> [EXERCISE DIRECTIONS]
Single out the lines that include the word "this". Copy them.

> [STORED DATA]

....

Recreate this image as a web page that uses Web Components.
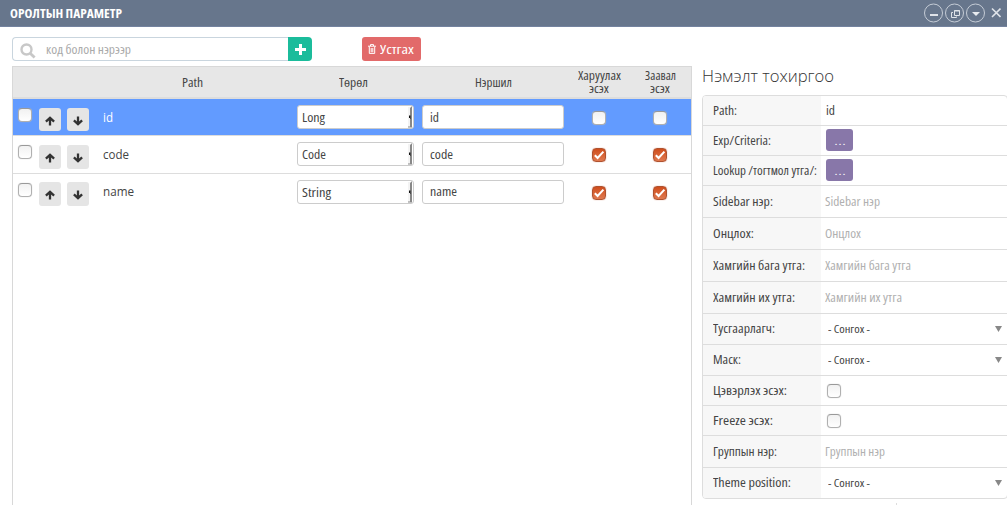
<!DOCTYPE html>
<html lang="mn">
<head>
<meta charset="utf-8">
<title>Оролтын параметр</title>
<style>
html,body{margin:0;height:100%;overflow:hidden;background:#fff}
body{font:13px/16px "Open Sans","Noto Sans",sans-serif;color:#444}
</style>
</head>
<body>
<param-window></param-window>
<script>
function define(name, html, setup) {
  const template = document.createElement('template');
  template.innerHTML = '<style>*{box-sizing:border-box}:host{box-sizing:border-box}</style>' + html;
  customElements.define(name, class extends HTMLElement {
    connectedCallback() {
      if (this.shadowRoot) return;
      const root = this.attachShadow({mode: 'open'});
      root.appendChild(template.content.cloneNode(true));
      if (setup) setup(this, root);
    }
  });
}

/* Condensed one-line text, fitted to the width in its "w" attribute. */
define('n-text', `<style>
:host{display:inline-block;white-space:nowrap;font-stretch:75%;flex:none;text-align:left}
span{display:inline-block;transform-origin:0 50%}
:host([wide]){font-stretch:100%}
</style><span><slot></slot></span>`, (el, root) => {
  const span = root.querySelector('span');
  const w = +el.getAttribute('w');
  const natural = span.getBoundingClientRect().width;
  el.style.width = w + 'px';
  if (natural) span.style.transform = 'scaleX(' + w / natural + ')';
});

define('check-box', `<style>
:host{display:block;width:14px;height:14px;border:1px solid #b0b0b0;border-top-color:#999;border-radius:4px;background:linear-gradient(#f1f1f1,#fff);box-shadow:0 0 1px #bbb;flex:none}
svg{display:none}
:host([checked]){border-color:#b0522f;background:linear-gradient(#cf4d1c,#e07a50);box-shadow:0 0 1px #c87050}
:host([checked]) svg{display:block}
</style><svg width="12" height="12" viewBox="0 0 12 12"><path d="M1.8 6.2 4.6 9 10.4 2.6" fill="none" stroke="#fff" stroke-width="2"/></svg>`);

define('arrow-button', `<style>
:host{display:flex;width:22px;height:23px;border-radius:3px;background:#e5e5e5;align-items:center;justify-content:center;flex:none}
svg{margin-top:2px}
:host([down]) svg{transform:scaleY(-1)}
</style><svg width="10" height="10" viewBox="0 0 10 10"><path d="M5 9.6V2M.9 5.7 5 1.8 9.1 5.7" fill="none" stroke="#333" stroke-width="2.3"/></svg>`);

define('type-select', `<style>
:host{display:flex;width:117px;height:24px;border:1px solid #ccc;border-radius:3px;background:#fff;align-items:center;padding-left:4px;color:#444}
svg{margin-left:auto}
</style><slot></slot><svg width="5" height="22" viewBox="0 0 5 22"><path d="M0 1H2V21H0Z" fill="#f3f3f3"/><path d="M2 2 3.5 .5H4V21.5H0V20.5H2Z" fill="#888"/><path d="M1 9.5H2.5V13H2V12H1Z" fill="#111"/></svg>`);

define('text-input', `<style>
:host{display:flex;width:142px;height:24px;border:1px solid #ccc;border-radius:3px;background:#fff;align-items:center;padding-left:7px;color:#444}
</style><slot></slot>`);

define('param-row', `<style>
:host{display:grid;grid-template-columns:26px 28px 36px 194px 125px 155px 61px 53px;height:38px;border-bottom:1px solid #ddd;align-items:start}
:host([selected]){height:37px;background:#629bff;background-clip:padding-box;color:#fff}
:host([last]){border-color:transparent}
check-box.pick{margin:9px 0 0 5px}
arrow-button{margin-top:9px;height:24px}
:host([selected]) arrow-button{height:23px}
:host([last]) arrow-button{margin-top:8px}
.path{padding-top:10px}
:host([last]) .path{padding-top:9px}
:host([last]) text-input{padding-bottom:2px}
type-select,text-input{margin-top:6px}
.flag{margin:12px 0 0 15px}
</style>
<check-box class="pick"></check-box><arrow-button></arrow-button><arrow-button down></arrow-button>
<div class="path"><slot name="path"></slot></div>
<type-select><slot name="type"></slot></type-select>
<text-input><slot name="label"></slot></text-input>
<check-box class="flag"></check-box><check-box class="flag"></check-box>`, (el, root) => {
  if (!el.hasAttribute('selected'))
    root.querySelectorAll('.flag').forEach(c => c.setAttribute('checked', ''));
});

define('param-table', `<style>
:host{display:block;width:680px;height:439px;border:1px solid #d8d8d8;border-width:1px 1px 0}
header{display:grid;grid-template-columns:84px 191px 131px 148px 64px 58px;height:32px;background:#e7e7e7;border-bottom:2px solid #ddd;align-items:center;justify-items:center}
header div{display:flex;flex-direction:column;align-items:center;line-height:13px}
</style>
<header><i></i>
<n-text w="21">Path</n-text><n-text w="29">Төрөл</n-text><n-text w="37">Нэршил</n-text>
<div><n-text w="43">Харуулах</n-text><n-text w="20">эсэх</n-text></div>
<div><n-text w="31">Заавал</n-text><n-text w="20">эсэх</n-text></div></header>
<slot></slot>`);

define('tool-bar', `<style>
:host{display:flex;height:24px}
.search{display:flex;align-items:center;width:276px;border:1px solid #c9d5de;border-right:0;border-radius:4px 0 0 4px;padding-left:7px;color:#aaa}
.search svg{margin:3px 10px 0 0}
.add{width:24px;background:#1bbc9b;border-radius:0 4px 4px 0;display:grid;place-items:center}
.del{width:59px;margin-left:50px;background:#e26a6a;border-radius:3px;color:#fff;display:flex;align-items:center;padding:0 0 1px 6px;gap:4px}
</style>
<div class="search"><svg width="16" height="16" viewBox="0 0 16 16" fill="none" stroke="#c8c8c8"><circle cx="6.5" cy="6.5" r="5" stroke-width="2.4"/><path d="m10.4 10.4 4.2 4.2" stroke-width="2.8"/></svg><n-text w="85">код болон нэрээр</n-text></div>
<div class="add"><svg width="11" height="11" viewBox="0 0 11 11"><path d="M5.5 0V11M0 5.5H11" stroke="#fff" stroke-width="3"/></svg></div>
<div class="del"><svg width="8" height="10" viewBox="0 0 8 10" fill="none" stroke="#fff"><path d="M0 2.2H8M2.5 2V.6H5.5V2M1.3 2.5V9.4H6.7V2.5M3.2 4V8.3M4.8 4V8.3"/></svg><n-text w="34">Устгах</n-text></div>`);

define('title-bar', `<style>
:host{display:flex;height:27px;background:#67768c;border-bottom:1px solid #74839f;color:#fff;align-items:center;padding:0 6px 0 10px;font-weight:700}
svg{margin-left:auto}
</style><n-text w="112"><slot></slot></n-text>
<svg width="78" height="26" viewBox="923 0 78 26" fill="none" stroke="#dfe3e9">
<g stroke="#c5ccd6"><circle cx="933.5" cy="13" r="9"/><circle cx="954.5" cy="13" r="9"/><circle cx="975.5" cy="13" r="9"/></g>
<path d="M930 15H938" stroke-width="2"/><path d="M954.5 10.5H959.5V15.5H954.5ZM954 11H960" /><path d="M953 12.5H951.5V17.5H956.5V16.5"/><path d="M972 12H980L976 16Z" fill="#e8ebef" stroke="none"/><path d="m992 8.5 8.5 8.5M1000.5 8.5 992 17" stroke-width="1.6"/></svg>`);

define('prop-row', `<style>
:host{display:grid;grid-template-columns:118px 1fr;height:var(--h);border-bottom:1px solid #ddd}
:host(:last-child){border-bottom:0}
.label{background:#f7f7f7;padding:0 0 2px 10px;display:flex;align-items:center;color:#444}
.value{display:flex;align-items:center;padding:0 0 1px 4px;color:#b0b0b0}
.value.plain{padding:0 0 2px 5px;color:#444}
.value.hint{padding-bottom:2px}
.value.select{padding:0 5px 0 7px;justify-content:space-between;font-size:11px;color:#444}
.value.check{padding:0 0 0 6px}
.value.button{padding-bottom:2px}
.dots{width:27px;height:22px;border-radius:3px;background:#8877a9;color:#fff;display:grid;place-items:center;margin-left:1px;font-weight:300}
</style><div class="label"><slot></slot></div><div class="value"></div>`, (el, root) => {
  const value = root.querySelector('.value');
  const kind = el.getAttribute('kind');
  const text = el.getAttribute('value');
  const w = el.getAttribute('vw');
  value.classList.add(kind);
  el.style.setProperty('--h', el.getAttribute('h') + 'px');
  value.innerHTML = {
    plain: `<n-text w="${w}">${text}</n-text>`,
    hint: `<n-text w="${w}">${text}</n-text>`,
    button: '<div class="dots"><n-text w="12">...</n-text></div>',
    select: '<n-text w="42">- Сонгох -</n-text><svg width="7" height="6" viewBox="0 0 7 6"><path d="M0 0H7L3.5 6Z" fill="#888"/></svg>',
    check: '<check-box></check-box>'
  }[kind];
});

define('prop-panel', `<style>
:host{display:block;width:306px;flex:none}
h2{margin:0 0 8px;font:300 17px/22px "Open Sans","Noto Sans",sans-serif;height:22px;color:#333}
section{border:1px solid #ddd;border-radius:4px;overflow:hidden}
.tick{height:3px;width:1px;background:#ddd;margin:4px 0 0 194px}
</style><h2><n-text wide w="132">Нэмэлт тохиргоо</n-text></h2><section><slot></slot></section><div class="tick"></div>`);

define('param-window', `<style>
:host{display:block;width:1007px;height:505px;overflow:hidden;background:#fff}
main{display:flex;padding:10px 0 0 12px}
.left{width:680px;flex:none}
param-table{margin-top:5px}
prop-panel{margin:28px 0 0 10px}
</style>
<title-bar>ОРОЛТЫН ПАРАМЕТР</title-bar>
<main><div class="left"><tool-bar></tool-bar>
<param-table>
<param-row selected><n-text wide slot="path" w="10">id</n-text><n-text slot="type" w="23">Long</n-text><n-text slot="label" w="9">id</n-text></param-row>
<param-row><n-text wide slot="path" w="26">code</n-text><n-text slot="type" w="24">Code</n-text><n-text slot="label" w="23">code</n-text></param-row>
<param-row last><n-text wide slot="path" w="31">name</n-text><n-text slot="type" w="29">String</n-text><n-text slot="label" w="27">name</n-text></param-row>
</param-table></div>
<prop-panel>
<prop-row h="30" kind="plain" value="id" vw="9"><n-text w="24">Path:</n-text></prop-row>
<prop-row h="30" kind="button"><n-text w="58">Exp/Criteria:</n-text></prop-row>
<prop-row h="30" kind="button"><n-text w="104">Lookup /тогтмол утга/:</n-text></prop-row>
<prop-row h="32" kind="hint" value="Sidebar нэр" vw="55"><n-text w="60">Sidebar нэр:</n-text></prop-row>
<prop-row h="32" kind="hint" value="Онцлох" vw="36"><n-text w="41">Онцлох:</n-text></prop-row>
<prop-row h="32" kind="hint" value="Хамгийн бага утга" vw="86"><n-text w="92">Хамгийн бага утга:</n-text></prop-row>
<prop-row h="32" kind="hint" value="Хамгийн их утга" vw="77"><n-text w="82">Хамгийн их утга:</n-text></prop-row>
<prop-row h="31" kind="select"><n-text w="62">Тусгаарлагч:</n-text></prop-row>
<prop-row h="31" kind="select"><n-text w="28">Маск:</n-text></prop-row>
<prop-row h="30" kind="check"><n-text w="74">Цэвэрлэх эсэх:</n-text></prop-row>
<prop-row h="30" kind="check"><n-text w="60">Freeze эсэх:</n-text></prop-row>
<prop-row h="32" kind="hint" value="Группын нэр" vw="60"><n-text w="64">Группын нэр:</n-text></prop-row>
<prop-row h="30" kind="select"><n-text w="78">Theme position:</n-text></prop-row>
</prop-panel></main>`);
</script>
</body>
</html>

....

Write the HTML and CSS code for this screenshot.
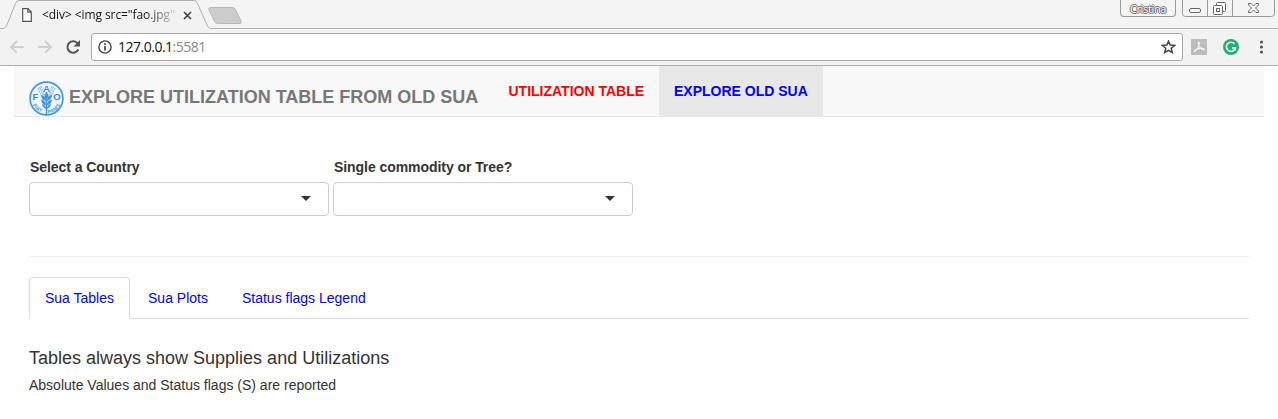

....

> [WRITTEN ANSWER]
Recreate this image as a web page that uses Web Components.
      if (this.shadowRoot) return;
      const root = this.attachShadow({mode: 'open'});
      if (setup) setup(this, root);
Write the HTML and CSS code for this screenshot.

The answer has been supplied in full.